Employees made extra cash by selling illegal connections to the city's water pipes. More than 72 percent of the water supplied into the system was unaccounted for – either lost due to leaks or stolen.

After the end of the brutal Khmer Rouge regime, during which the city had been emptied of its inhabitants, the staff didn't even know where more than half of the pipes in the 174-mile distribution system were. Only a small area close to the city's center had running water, and the pressure was so low that water couldn't even go up to the second floor of buildings.

Nhean Tola, who grew up in Phnom Penh, recalls that in the early 1990s only one house in his neighborhood had city water. Because of low pressure, it could be accessed only through a hole in the ground.

Every day Mr. Tola's mother had to wake up at 3 or 4 a.m. to go to a neighbor's house for water. Even then, the quality wasn't good, and as a child Tola says he often experienced diarrhea and contracted typhoid twice.

Today 92 percent of Phnom Penh's residents have running water. The city's water coverage has expanded from seven square miles to 54 square miles, according to Eng Chea Visoth, the assistant general director of the water authority. It serves 210,000 customers – almost 10 times more than in 1993.

Water can now be pumped up more than 65 feet – to the apartment blocks that have recently changed the city's skyline.

The improvements took place thanks to generous donations from the French and Japanese governments and, everyone agrees, Chan's fearless leadership.

"There is absolutely no question that under Mr.

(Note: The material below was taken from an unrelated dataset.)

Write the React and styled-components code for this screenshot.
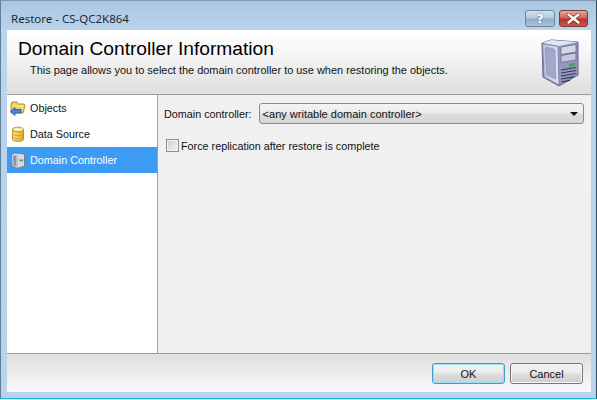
import React from "react";
import styled, { createGlobalStyle } from "styled-components";

const GlobalStyle = createGlobalStyle`
  html, body {
    margin: 0;
    padding: 0;
    background: #ffffff;
  }
  * {
    box-sizing: border-box;
  }
`;

const uiFont = `"Liberation Sans", Arial, sans-serif`;

const Window = styled.div`
  width: 597px;
  height: 399px;
  display: flex;
  flex-direction: column;
  padding: 0 5px 6px 6px;
  overflow: hidden;
  font-family: ${uiFont};
  font-size: 10.8px;
  color: #111;
  background: linear-gradient(180deg, #a9c6e2 0, #bcd4ec 30px, #b9d3ee 100%);
  border-top: 1px solid #7f98ae;
  border-left: 1px solid #5f7f96;
  border-right: 1px solid #2b4a5c;
  border-bottom: 1px solid #18b4d2;
`;

const TitleBar = styled.div`
  height: 29px;
  flex: none;
  display: flex;
  align-items: flex-start;
  justify-content: space-between;
`;

const Title = styled.span`
  margin: 10px 0 0 4px;
  font-family: "Noto Sans", sans-serif;
  font-size: 11.5px;
  line-height: 16px;
  color: #1c2a38;
`;

const Controls = styled.div`
  display: flex;
  gap: 4px;
  margin: 9px 3px 0 0;
`;

const Control = styled.div`
  width: ${(p) => (p.$close ? "29px" : "30px")};
  height: 17px;
  display: flex;
  align-items: center;
  justify-content: center;
  border: 1px solid ${(p) => (p.$close ? "#7c3a34" : "#6b859c")};
  border-radius: 3px;
  background: ${(p) =>
    p.$close
      ? "linear-gradient(180deg, #e9a79d 0, #d0685c 45%, #b93226 55%, #c9584a 100%)"
      : "linear-gradient(180deg, #d5e3ef 0, #b5cbde 45%, #93afc8 55%, #a9c3d8 100%)"};
  color: #fff;
  font-family: "DejaVu Sans", sans-serif;
  font-weight: 700;
  font-size: 13px;
  line-height: 1;
  text-shadow: 0 0 2px #40505e;
`;

const CloseMark = styled.svg`
  width: 15px;
  height: 11px;
`;

const Client = styled.div`
  flex: 1;
  min-height: 0;
  display: flex;
  flex-direction: column;
  background: #f0f0f0;
`;

const Header = styled.header`
  height: 65px;
  flex: none;
  display: flex;
  justify-content: space-between;
  background: linear-gradient(180deg, #ffffff 0, #f6f6f6 35%, #dedede 100%);
  border-bottom: 1px solid #9d9d9d;
`;

const HeaderText = styled.div`
  padding: 7px 0 0 11px;
`;

const Heading = styled.h1`
  margin: 0;
  font-size: 19.2px;
  font-weight: 400;
  line-height: 23px;
  color: #000;
`;

const Subheading = styled.p`
  margin: 3px 0 0 12px;
  font-size: 10.95px;
  line-height: 14px;
  color: #111;
`;

const ServerArt = styled.svg`
  width: 38px;
  height: 48px;
  margin: 9px 12px 0 0;
`;

const Body = styled.div`
  flex: 1;
  min-height: 0;
  display: flex;
  border-bottom: 1px solid #9d9d9d;
`;

const Sidebar = styled.nav`
  width: 151px;
  flex: none;
  background: #ffffff;
  border-right: 1px solid #9d9d9d;
`;

const NavItem = styled.div`
  height: 26px;
  display: flex;
  align-items: center;
  gap: 4px;
  padding-left: 3px;
  background: ${(p) => (p.$active ? "#3d9bf5" : "transparent")};
  color: ${(p) => (p.$active ? "#ffffff" : "#111")};
`;

const NavIcon = styled.svg`
  width: 16px;
  height: 17px;
  flex: none;
`;

const Content = styled.main`
  flex: 1;
  padding: 8px 7px 0 6px;
  display: flex;
  flex-direction: column;
  gap: 15px;
`;

const FieldRow = styled.div`
  display: flex;
  align-items: center;
  gap: 7px;
`;

const Select = styled.div`
  flex: 1;
  height: 21px;
  display: flex;
  align-items: center;
  justify-content: space-between;
  padding: 1px 5px 0 3px;
  font-size: 11px;
  border: 1px solid #8a8a8a;
  border-radius: 3px;
  background: linear-gradient(180deg, #f4f4f4 0, #ececec 48%, #dcdcdc 52%, #d6d6d6 100%);
`;

const Caret = styled.span`
  width: 0;
  height: 0;
  border-left: 4px solid transparent;
  border-right: 4px solid transparent;
  border-top: 4px solid #111;
`;

const CheckRow = styled.label`
  display: flex;
  align-items: center;
  gap: 2px;
  padding-left: 2px;
`;

const Checkbox = styled.span`
  width: 13px;
  height: 13px;
  border: 1px solid #8e8f8f;
  background: linear-gradient(135deg, #cfcfcf 0, #e6e6e6 60%, #f6f6f6 100%);
  box-shadow: inset 0 0 0 1px #f2f2f2;
`;

const Footer = styled.footer`
  height: 38px;
  flex: none;
  display: flex;
  justify-content: flex-end;
  align-items: flex-start;
  gap: 5px;
  padding: 9px 8px 0 0;
  background: linear-gradient(180deg, #dfdfdf 0, #eeeeee 60%, #fbfbfb 100%);
`;

const Button = styled.button`
  width: 73px;
  height: 21px;
  padding: 0;
  font-family: ${uiFont};
  font-size: 11px;
  color: #111;
  border: 1px solid ${(p) => (p.$primary ? "#3c9fd0" : "#777")};
  border-radius: 3px;
  background: linear-gradient(180deg, #f3f3f3 0, #ebebeb 48%, #dcdcdc 52%, #cfcfcf 100%);
  box-shadow: ${(p) => (p.$primary ? "inset 0 0 0 1px #9ddcf5" : "inset 0 0 0 1px #f7f7f7")};
`;

const FolderIcon = () => (
  <NavIcon viewBox="0 0 16 17">
    <path d="M1 5 L1 13 L13 13 L15 6 L14 4 L8 4 L7 2 L2 2 Z" fill="#f6cf5e" stroke="#a98320" strokeWidth="0.9" />
    <path d="M3 6 L14 6" stroke="#fdeeb0" strokeWidth="1" />
    <path d="M0.5 11.5 L5 7.5 L5 9.5 L11 9.5 L11 13 L5 13 L5 15.5 Z" fill="#3f86e4" stroke="#1d4c9c" strokeWidth="0.7" />
  </NavIcon>
);

const DatabaseIcon = () => (
  <NavIcon viewBox="0 0 16 17">
    <defs>
      <linearGradient id="dbFill" x1="0" x2="1" y1="0" y2="0">
        <stop offset="0" stopColor="#f9e27a" />
        <stop offset="1" stopColor="#e4ac22" />
      </linearGradient>
    </defs>
    <path d="M2.5 3.5 V13.5 C2.5 16 13.5 16 13.5 13.5 V3.5 Z" fill="url(#dbFill)" stroke="#a5801a" strokeWidth="0.8" />
    <ellipse cx="8" cy="3.5" rx="5.5" ry="2.3" fill="#fdf0a8" stroke="#a5801a" strokeWidth="0.8" />
    <path d="M2.5 8 C2.5 10.2 13.5 10.2 13.5 8 M2.5 11 C2.5 13.2 13.5 13.2 13.5 11" fill="none" stroke="#c99c20" strokeWidth="0.7" />
  </NavIcon>
);

const TowerIcon = () => (
  <NavIcon viewBox="0 0 16 17">
    <path d="M1.5 2.5 L5 1 L14.5 2 L14.5 14 L7 16.5 L2 14 Z" fill="#d8dae2" stroke="#6e7284" strokeWidth="0.8" />
    <path d="M3 3.5 L6 3.5 L6 14.5 L3.5 13.2 Z" fill="#8f92a8" />
    <path d="M7 3 V16" stroke="#8a8ea0" strokeWidth="0.7" />
    <rect x="9.5" y="7.5" width="3.5" height="1.8" fill="#4aa35a" />
  </NavIcon>
);

const ServerIllustration = () => (
  <ServerArt viewBox="0 0 38 48">
    <defs>
      <linearGradient id="sideFill" x1="0" x2="1" y1="0" y2="0">
        <stop offset="0" stopColor="#b9bddb" />
        <stop offset="1" stopColor="#dfe1f0" />
      </linearGradient>
    </defs>
    <path d="M1 4 L10 1 L37 3 L37 36 L18 47 L2 38 Z" fill="#9498bd" stroke="#5f638f" strokeWidth="1" />
    <path d="M1 4 L10 1 L37 3 L18 7 Z" fill="#e3e5f0" />
    <path d="M1.5 4.5 L17 7.5 L18 46 L3 38 Z" fill="url(#sideFill)" stroke="#7478a0" strokeWidth="0.8" />
    <path d="M4.5 10 Q4.5 8 6.5 8.5 L12 9.8 Q14 10.3 14 12.5 L14.5 40 L6 35.5 Z" fill="#a3a7cc" stroke="#8388ae" strokeWidth="0.6" />
    <path d="M20 8 L35 5.5 L35 13 L20 15.5 Z" fill="#d5d7e8" stroke="#666a94" strokeWidth="0.8" />
    <path d="M20 16.5 L35 14 L35 21 L20 23.5 Z" fill="#c5c8df" stroke="#666a94" strokeWidth="0.8" />
    <path d="M28 25 L34.5 23.8 L34.5 26.8 L28 28 Z" fill="#3fb04f" />
    <path d="M20 31 L35 28.5 M20 34 L35 31.5 M20 37 L35 34.5 M20 40 L33 37.8 M20 43 L29 41.3" stroke="#34364f" strokeWidth="1.2" />
  </ServerArt>
);

const CloseIcon = () => (
  <CloseMark viewBox="0 0 15 11">
    <path d="M2.5 1.5 L12.5 9.5 M12.5 1.5 L2.5 9.5" stroke="#6e2a24" strokeWidth="3.6" strokeLinecap="round" />
    <path d="M2.5 1.5 L12.5 9.5 M12.5 1.5 L2.5 9.5" stroke="#ffffff" strokeWidth="2.4" strokeLinecap="round" />
  </CloseMark>
);

const navItems = [
  { label: "Objects", Icon: FolderIcon },
  { label: "Data Source", Icon: DatabaseIcon },
  { label: "Domain Controller", Icon: TowerIcon, active: true },
];

export default function App() {
  return (
    <>
      <GlobalStyle />
      <Window>
        <TitleBar>
          <Title>Restore - CS-QC2K864</Title>
          <Controls>
            <Control>?</Control>
            <Control $close>
              <CloseIcon />
            </Control>
          </Controls>
        </TitleBar>
        <Client>
          <Header>
            <HeaderText>
              <Heading>Domain Controller Information</Heading>
              <Subheading>
                This page allows you to select the domain controller to use when restoring the objects.
              </Subheading>
            </HeaderText>
            <ServerIllustration />
          </Header>
          <Body>
            <Sidebar>
              {navItems.map(({ label, Icon, active }) => (
                <NavItem key={label} $active={active}>
                  <Icon />
                  {label}
                </NavItem>
              ))}
            </Sidebar>
            <Content>
              <FieldRow>
                Domain controller:
                <Select>
                  &lt;any writable domain controller&gt;
                  <Caret />
                </Select>
              </FieldRow>
              <CheckRow>
                <Checkbox />
                Force replication after restore is complete
              </CheckRow>
            </Content>
          </Body>
          <Footer>
            <Button $primary>OK</Button>
            <Button>Cancel</Button>
          </Footer>
        </Client>
      </Window>
    </>
  );
}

Chan ... [the Phnom Penh Water Supply Authority] has undergone a miracle," says Asit Biswas, president of the Third World Centre for Water Management in Mexico, in an e-mail interview. The center advises 19 countries on water issues.

Chan was born into a poor family. He was the first in his family to graduate from a university, financing his studies by driving a bicycle taxi.

He received a degree in electrical engineering just three months before Khmer Rouge rebels occupied Phnom Penh. Chan survived their purge of educated Cambodians by hiding his education and working as a butcher.

When Chan was appointed director of the water authority, he didn't know much about the business. He knew he had to somehow get customers to start paying their bills – only 47 percent were paying – and to stop the staff from allowing illegal connections.

Longtime employees resented him. He had no power to fire anyone, not even a bill collector "who just put the money in his pocket.

"I couldn't fire him, so I just didn't give him any work to do," Chan says.

An Army general once put a gun to Chan's head after the water authority disconnected the general's water line when he wouldn't pay his bills.

"I could have been killed," Chan says. "But we still disconnected his water to show that even an Army general has to pay his water bill."

Today the water authority is one of the most efficiently run in the world. Everyone pays their bills. The authority has put in place a leak repair team that's on-call 24 hours a day, and water losses have been reduced to 6 percent.

The authority charges 25 cents for a cubic meter of water – one of the cheapest rates in the world – and offers to test the water in anyone's home free of charge.

"Their published accounts show a high profitability," says Eric Beugnot, the director of the French Development Agency in Phnom Penh, an agency of the French government that recently lent €16 million ($23 million) to the authority to build a water treatment plant.

This success is "largely due to the qualities of the general director – his personal involvement and his integrity," Mr. Beugnot says.